Мне на глаза попала большая статья, напечатанная в «Магаданской правде», где сравниваются произведения Дьякова и Алдан-Семенова. Отдается предпочтение Дьякову как достигшему истинно художественных вершин и т. д., а Алдан-Семенов критикуется за то, что изобразил начальника не типичным, ибо лагерные работы после войны были упорядочены, лагеря выведены из-под контроля начальников (далее перечисляются «пункты», из которых явствует осведомленность автора рецензии в перипетиях лагерной организации тех лет). Алдан-Семенова хвалят за то, что он уделил внимание «барельефу» — как явлению, по существу «имевшему место» в тех или иных формах.
Алдан-Семенов Вам кажется «расконвоированным». Тут вот в чем дело. Лагерная Колыма — это огромный организм, размещенный на восьмой части Советского Союза. На территории этой в худшие времена было до 800–900 тысяч заключенных. (Поменее, стало быть, Дмитлага, где во времена Москанала было 1 200 000 человек списочного состава.)
На Колыме тех времен было несколько исполинских горнопромышленных управлений (Северное, Южное, Юго-Западное, Западное, Тенькинское, Чай-Урьинское и т. д.), где были золотые прииски, оловянные рудники и таинственные места разработки «малого металла». На золоте рабочий день был летом четырнадцать часов (и норма исчислялась из 14 часов).
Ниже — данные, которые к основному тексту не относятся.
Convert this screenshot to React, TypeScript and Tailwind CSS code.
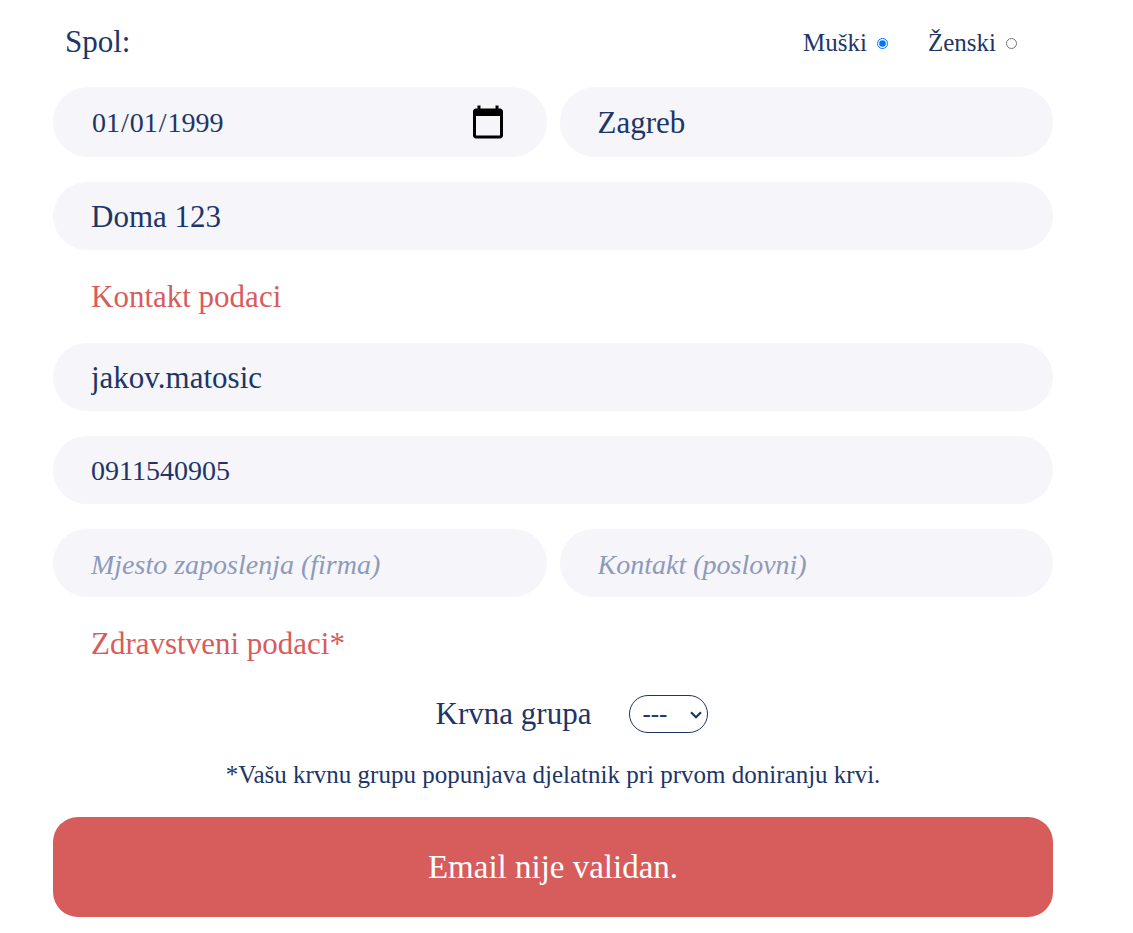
import type { InputHTMLAttributes } from "react";

type FieldProps = InputHTMLAttributes<HTMLInputElement> & { label: string };

function Field({ label, className = "h-[68px] text-[31px]", ...props }: FieldProps) {
  return (
    <input
      aria-label={label}
      className={`w-full min-w-0 flex-1 rounded-full bg-[#f5f5fa] px-[38px] pt-[2px] text-[#1d3567] outline-none placeholder:text-[28px] placeholder:text-[#8e9aba] placeholder:italic [&::-webkit-calendar-picker-indicator]:size-[38px] ${className}`}
      {...props}
    />
  );
}

function SectionTitle({ children }: { children: string }) {
  return (
    <h2 className="flex h-[43px] items-center px-[38px] pt-[2px] text-[31px] text-[#d75c5c]">
      {children}
    </h2>
  );
}

export default function App() {
  return (
    <main className="min-h-screen bg-white pr-20 pl-[53px] font-['Liberation_Serif',serif] text-[#1d3567]">
      <form className="flex flex-col gap-[25px] pb-4" onSubmit={(e) => e.preventDefault()}>
        <fieldset className="flex items-center justify-between pt-[22px] pr-9 pl-3">
          <span className="text-[31px] leading-10">Spol:</span>
          <div className="flex gap-10 pt-[2px] text-[25px]">
            <label className="flex items-center gap-[10px]">
              Muški
              <input type="radio" name="spol" defaultChecked className="size-[11px]" />
            </label>
            <label className="flex items-center gap-[10px]">
              Ženski
              <input type="radio" name="spol" className="size-[11px]" />
            </label>
          </div>
        </fieldset>

        <div className="flex gap-[13px]">
          <Field
            label="Datum rođenja"
            type="date"
            defaultValue="1999-01-01"
            className="h-[70px] text-[28px]"
          />
          <Field label="Mjesto" defaultValue="Zagreb" className="h-[70px] text-[31px]" />
        </div>
        <div className="flex">
          <Field label="Adresa" defaultValue="Doma 123" />
        </div>

        <SectionTitle>Kontakt podaci</SectionTitle>
        <div className="flex">
          <Field label="Email" defaultValue="jakov.matosic" />
        </div>
        <div className="flex">
          <Field label="Mobitel" defaultValue="0911540905" className="h-[68px] text-[28px]" />
        </div>
        <div className="flex gap-[13px]">
          <Field label="Mjesto zaposlenja" placeholder="Mjesto zaposlenja (firma)" />
          <Field label="Kontakt" placeholder="Kontakt (poslovni)" />
        </div>

        <SectionTitle>Zdravstveni podaci*</SectionTitle>
        <div className="flex items-center justify-center gap-[38px] pt-[2px] pl-[38px]">
          <label htmlFor="krvna" className="text-[31px] leading-[44px]">
            Krvna grupa
          </label>
          <div className="relative flex">
            <select
              id="krvna"
              className="h-[38px] w-[79px] appearance-none rounded-full border border-[#1d3567] bg-white pr-6 pl-3 text-[25px] leading-7"
            >
              <option>---</option>
              <option>0+</option>
              <option>0-</option>
              <option>A+</option>
              <option>A-</option>
              <option>B+</option>
              <option>B-</option>
              <option>AB+</option>
              <option>AB-</option>
            </select>
            <svg
              viewBox="0 0 12 8"
              className="pointer-events-none absolute top-4 right-[6px] h-2 w-3"
              fill="none"
              stroke="#1d3567"
              strokeWidth="2.2"
              aria-hidden="true"
            >
              <path d="M1 1.2 6 6.2 11 1.2" />
            </svg>
          </div>
        </div>
        <p className="pb-[3px] text-center text-[25px] leading-7">
          *Vašu krvnu grupu popunjava djelatnik pri prvom doniranju krvi.
        </p>
        <button
          type="submit"
          className="h-[100px] rounded-[25px] bg-[#d75c5c] pt-[2px] text-[33px] font-medium text-white"
        >
          Email nije validan.
        </button>
      </form>
    </main>
  );
}
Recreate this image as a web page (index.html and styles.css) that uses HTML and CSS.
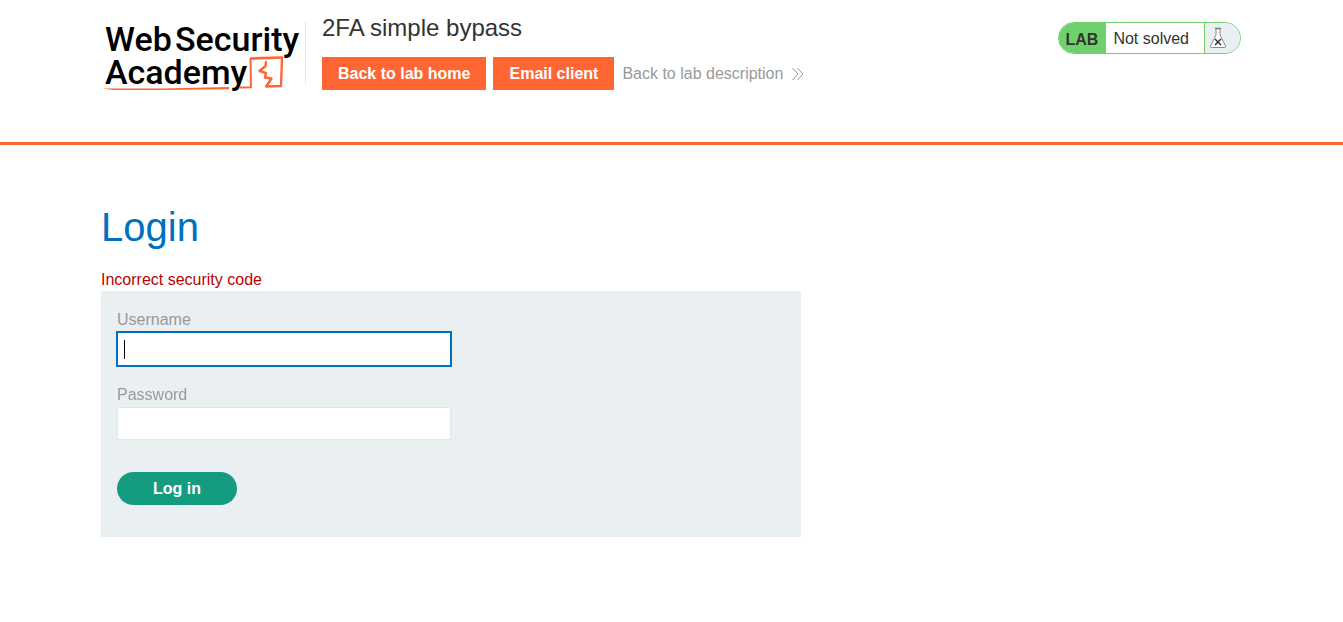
FILE: index.html
```html
<!DOCTYPE html>
<html lang="en">
<head>
<meta charset="utf-8">
<meta name="viewport" content="width=device-width, initial-scale=1">
<title>2FA simple bypass</title>
<link rel="stylesheet" href="styles.css">
</head>
<body>
<header class="lab-header">
  <div class="container lab-header-row">
    <a class="logo" href="#" aria-label="Web Security Academy">
      <svg width="204" height="72" viewBox="0 0 204 72">
        <g class="logo-text">
          <text x="4" y="29">Web</text>
          <text x="74" y="29">Security</text>
          <text x="4" y="62">Academy</text>
        </g>
        <g fill="none" stroke="#ff6633" stroke-linejoin="round" stroke-linecap="round">
          <path fill="#ff6633" stroke="none" d="M1 66.500L60 66.500L128 65V67.200L60 68L12 68Z"/>
          <path stroke-width="2" d="M139 65.500L150 65.200L149.500 37"/>
          <path stroke-width="2.600" d="M150 36.500L181 35.500"/>
          <path stroke-width="2.300" d="M181 36L180 64L165 64.500"/>
          <path stroke-width="2.400" d="M165 40L164.500 44L158.500 49L165 51L164 55.500L170.500 56.500L165.500 64"/>
        </g>
      </svg>
    </a>
    <div class="lab-title">
      <h2>2FA simple bypass</h2>
      <nav class="lab-links">
        <a class="button-orange" href="#">Back to lab home</a>
        <a class="button-orange" href="#">Email client</a>
        <a class="link-back" href="#">Back to lab description
          <svg width="12" height="14" viewBox="0 0 12 14" fill="none" stroke="#9a9a9a" stroke-width="1"><path d="M.5 1L6 7L.5 13M5.5 1L11 7L5.5 13"/></svg>
        </a>
      </nav>
    </div>
    <div class="lab-status">
      <span class="status-tag">LAB</span>
      <span class="status-text">Not solved</span>
      <span class="status-icon">
        <svg width="18" height="22" viewBox="0 0 18 22" fill="none">
          <path fill="#fff" stroke="#8a8a8a" d="M7 1.500V8L1.500 19Q1 20.500 2.500 20.500H15.500Q17 20.500 16.500 19L11 8V1.500"/>
          <path stroke="#777" stroke-width="1.500" d="M6 1.500H12"/>
          <path stroke="#333" stroke-width="1.500" d="M6 12L12 18M12 12L6 18"/>
        </svg>
      </span>
    </div>
  </div>
</header>
<main class="container">
  <h1>Login</h1>
  <p class="warning">Incorrect security code</p>
  <form class="login-form">
    <label for="username">Username</label>
    <input id="username" type="text" name="username" autofocus>
    <label for="password">Password</label>
    <input id="password" type="password" name="password">
    <button type="submit">Log in</button>
  </form>
</main>
</body>
</html>
```
FILE: styles.css
```css
* {
  box-sizing: border-box;
}

body {
  margin: 0;
  background: #fff;
  color: #333332;
  font: 16px/24px "Liberation Sans", Arial, sans-serif;
}

.container {
  max-width: 1141px;
  margin: 0 auto;
  padding-right: 1px;
}

.lab-header {
  padding: 14px 16px 52px;
  border-bottom: 3px solid #ff6633;
}

.lab-header-row {
  display: flex;
  align-items: flex-start;
}

.logo {
  height: 62px;
  margin-top: 8px;
  border-right: 1px solid #e5e5e5;
}

.logo svg {
  display: block;
  overflow: visible;
}

.logo-text {
  fill: #000;
  font-family: Roboto, sans-serif;
  font-size: 34px;
  font-weight: 500;
}

.lab-title {
  flex: 1;
  padding-left: 16px;
}

.lab-title h2 {
  margin: 0;
  font-size: 24px;
  line-height: 28px;
  font-weight: 400;
}

.lab-links {
  display: flex;
  flex-wrap: wrap;
  align-items: center;
  gap: 7px;
  margin-top: 15px;
}

.button-orange {
  padding: 0 16px;
  background: #ff6633;
  color: #fff;
  font-weight: 700;
  line-height: 33px;
  text-decoration: none;
}

.link-back {
  display: flex;
  align-items: center;
  gap: 9px;
  padding-left: 1px;
  color: #999;
  text-decoration: none;
}

.lab-status {
  display: flex;
  height: 32px;
  margin-top: 8px;
  border: 1px solid #6fd16b;
  border-radius: 16px;
  overflow: hidden;
  line-height: 31px;
}

.status-tag {
  padding: 1px 8px 0 7px;
  background: #6fd16b;
  font-weight: 700;
}

.status-text {
  padding: 0 15px 0 7px;
}

.status-icon {
  display: flex;
  align-items: center;
  width: 36px;
  padding-left: 4px;
  border-left: 1px solid #6fd16b;
  background: #eaeff2;
}

main h1 {
  margin: 58px 0 0;
  color: #0071bc;
  font-size: 40px;
  line-height: 48px;
  font-weight: 400;
}

.warning {
  margin: 17px 0 0;
  color: #bb0000;
  line-height: 23px;
}

.login-form {
  display: flex;
  flex-direction: column;
  align-items: flex-start;
  max-width: 700px;
  padding: 16px 16px 32px;
  background: #eaeff2;
}

.login-form label {
  color: #999;
  line-height: 25px;
}

.login-form input {
  width: 50%;
  height: 33px;
  margin-bottom: 17px;
  padding: 0 6px;
  border: 1px solid #e5e5e5;
  background: #fff;
  font: inherit;
}

.login-form input:focus {
  height: 34px;
  margin-bottom: 16px;
  border-color: #0071bc;
  outline: 1px solid #0071bc;
  caret-color: transparent;
  background: linear-gradient(#000, #000) 6px center / 1px 19px no-repeat #fff;
}

.login-form button {
  width: 120px;
  height: 33px;
  margin-top: 15px;
  border: 0;
  border-radius: 17px;
  background: #159b80;
  color: #fff;
  font: inherit;
  font-weight: 700;
}
```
Летом не бывало никаких выходных дней, «списочный состав» каждой забойной бригады менялся в течение золотого сезона несколько раз. «Людские отходы» извергались — палками, прикладами, тычками, голодом, холодом — из забоя — в больницу, под сопку, в инвалидные лагеря. На смену им бросали новичков из-за моря, с «этапа» без всяких ограничений. Выполнение плана по золоту обеспечивалось любой ценой. Списочный состав бригад (где не было никого живого, кроме бригадиров) поддерживали на «плановом уровне».